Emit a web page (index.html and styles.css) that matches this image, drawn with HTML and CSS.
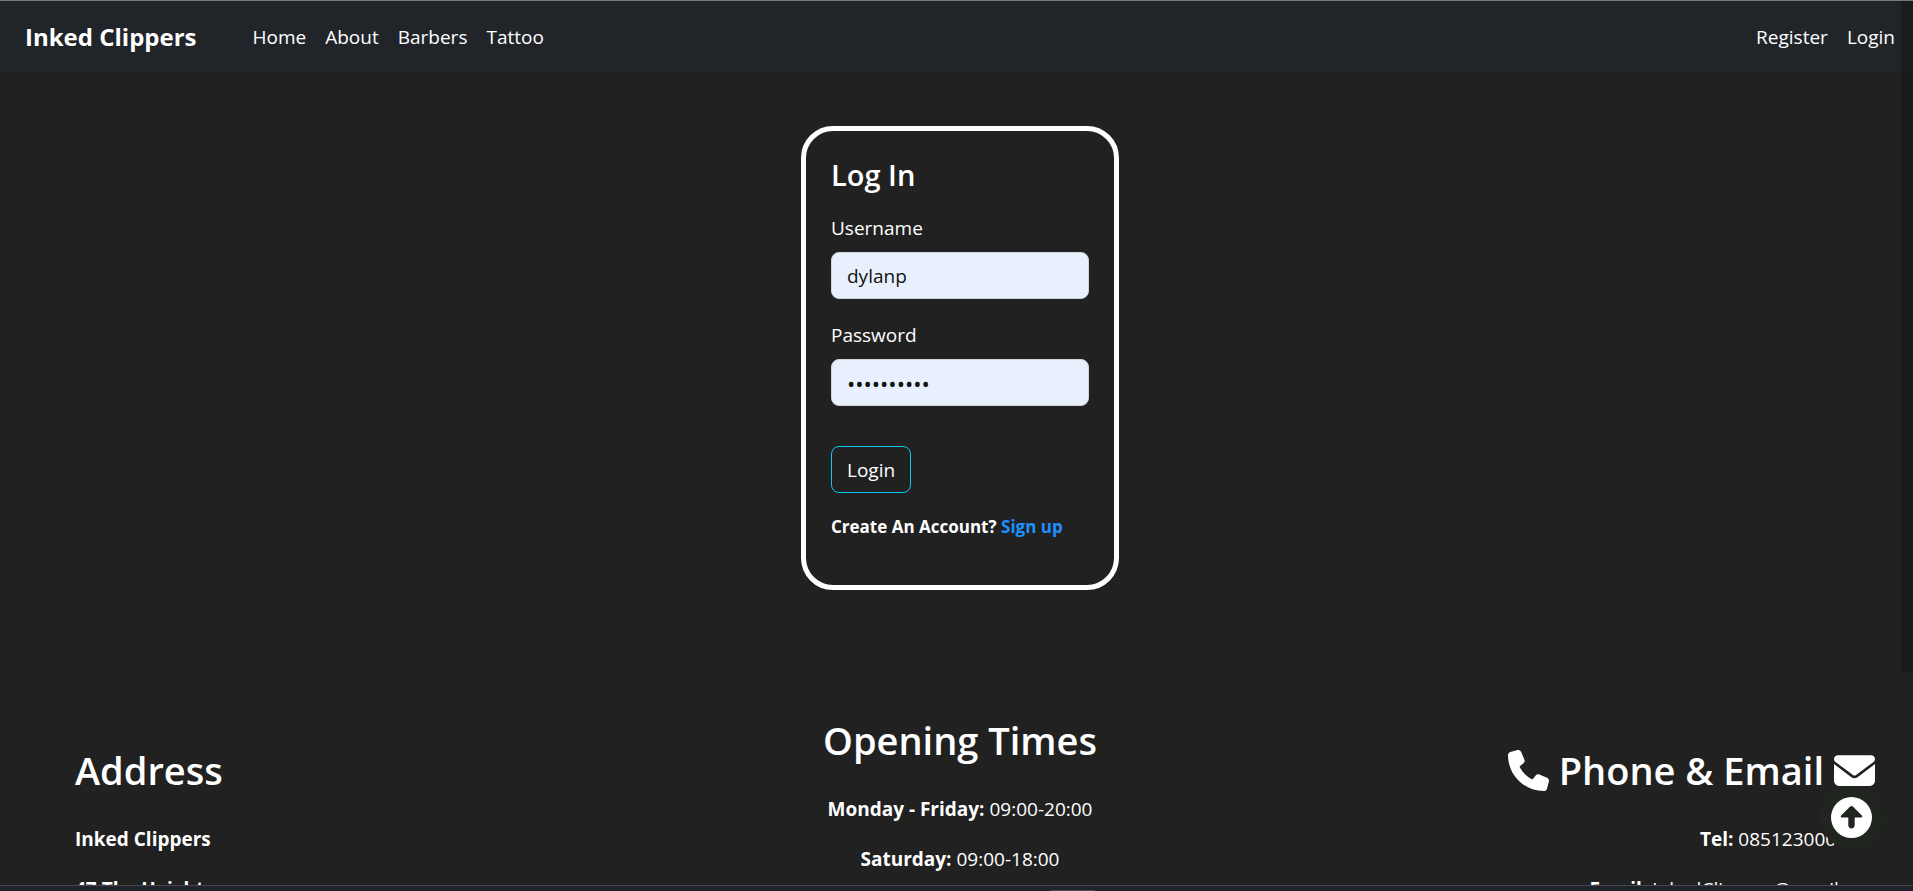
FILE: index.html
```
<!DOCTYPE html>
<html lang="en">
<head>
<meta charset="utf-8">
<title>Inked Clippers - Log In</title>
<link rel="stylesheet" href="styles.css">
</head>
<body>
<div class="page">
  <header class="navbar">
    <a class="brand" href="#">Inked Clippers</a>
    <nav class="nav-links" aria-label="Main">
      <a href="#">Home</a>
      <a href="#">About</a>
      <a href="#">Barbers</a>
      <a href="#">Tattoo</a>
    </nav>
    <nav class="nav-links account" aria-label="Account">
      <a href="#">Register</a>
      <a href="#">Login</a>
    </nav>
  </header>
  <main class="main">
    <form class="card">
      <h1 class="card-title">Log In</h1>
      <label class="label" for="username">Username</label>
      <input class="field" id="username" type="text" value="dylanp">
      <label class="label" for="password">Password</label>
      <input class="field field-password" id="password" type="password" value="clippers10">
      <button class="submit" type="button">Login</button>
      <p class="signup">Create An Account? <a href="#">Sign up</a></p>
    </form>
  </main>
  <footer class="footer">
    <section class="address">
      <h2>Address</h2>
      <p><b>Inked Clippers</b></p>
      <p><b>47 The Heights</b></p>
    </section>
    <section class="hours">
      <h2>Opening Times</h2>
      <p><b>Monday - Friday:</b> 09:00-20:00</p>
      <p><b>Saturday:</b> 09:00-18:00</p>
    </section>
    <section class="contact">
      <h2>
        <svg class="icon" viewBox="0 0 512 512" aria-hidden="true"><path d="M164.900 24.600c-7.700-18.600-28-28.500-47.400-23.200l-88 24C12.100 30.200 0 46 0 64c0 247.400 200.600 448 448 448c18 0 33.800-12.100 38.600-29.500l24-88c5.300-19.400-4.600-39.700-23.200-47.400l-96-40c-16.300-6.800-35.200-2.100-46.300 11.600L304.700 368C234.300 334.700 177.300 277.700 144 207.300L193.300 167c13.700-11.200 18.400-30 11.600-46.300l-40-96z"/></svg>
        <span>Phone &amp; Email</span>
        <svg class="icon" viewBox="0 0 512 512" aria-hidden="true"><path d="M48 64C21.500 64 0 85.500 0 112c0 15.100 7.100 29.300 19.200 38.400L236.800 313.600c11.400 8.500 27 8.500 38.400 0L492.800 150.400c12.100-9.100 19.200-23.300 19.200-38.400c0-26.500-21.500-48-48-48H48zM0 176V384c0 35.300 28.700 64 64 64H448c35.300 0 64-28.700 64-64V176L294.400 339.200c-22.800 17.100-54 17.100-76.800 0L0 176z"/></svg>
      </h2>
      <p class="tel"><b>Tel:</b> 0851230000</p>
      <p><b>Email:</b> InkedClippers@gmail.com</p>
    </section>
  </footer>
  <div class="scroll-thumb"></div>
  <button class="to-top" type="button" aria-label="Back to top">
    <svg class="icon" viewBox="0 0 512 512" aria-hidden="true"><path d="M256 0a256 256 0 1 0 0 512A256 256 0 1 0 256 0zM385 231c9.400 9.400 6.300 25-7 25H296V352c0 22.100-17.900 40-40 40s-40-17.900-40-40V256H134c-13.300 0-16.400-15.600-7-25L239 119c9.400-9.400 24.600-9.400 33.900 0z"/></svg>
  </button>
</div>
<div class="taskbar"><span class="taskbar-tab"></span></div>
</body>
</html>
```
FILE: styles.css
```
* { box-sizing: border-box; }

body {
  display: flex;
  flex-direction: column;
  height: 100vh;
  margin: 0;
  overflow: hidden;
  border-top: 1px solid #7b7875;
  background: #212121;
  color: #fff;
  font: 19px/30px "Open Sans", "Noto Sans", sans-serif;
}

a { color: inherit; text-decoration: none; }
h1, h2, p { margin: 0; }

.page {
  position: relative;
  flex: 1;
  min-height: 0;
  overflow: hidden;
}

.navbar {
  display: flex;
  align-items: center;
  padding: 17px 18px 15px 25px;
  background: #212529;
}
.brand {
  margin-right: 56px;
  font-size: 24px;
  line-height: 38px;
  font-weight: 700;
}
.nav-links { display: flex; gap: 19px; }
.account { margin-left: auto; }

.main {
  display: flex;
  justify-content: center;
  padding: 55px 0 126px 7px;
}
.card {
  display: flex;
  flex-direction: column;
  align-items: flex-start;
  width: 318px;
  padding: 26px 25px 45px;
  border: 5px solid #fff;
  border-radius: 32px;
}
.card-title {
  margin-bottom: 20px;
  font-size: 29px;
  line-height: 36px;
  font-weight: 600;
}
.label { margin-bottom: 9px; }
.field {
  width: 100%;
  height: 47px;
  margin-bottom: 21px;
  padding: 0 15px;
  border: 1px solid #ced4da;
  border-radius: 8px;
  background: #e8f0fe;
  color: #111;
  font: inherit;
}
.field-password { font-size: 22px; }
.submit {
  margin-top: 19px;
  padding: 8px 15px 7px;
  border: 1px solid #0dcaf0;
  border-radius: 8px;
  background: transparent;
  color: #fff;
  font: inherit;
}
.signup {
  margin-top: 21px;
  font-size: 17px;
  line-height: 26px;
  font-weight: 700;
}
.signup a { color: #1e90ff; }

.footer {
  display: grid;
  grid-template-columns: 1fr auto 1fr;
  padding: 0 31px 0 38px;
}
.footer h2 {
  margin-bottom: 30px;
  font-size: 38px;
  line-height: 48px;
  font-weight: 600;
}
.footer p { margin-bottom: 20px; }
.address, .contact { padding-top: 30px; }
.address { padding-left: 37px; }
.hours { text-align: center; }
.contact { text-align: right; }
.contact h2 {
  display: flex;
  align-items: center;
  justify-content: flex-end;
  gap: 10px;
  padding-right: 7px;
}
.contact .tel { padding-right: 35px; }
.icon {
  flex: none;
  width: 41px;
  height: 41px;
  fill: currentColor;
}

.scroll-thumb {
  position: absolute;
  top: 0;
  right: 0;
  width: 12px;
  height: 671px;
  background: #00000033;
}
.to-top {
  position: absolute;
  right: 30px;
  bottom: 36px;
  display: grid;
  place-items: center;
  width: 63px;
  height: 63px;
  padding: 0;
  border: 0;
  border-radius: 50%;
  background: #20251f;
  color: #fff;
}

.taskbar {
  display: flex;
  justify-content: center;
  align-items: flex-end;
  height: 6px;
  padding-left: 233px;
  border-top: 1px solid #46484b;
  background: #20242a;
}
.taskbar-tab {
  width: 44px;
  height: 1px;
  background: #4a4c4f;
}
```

WHAT THIS TASK INVOLVES> Pick out all lines containing the string "html".

TASK OUTPUT>
Emit a web page (index.html and styles.css) that matches this image, drawn with HTML and CSS.
FILE: index.html
<!DOCTYPE html>
<html lang="en">
</html>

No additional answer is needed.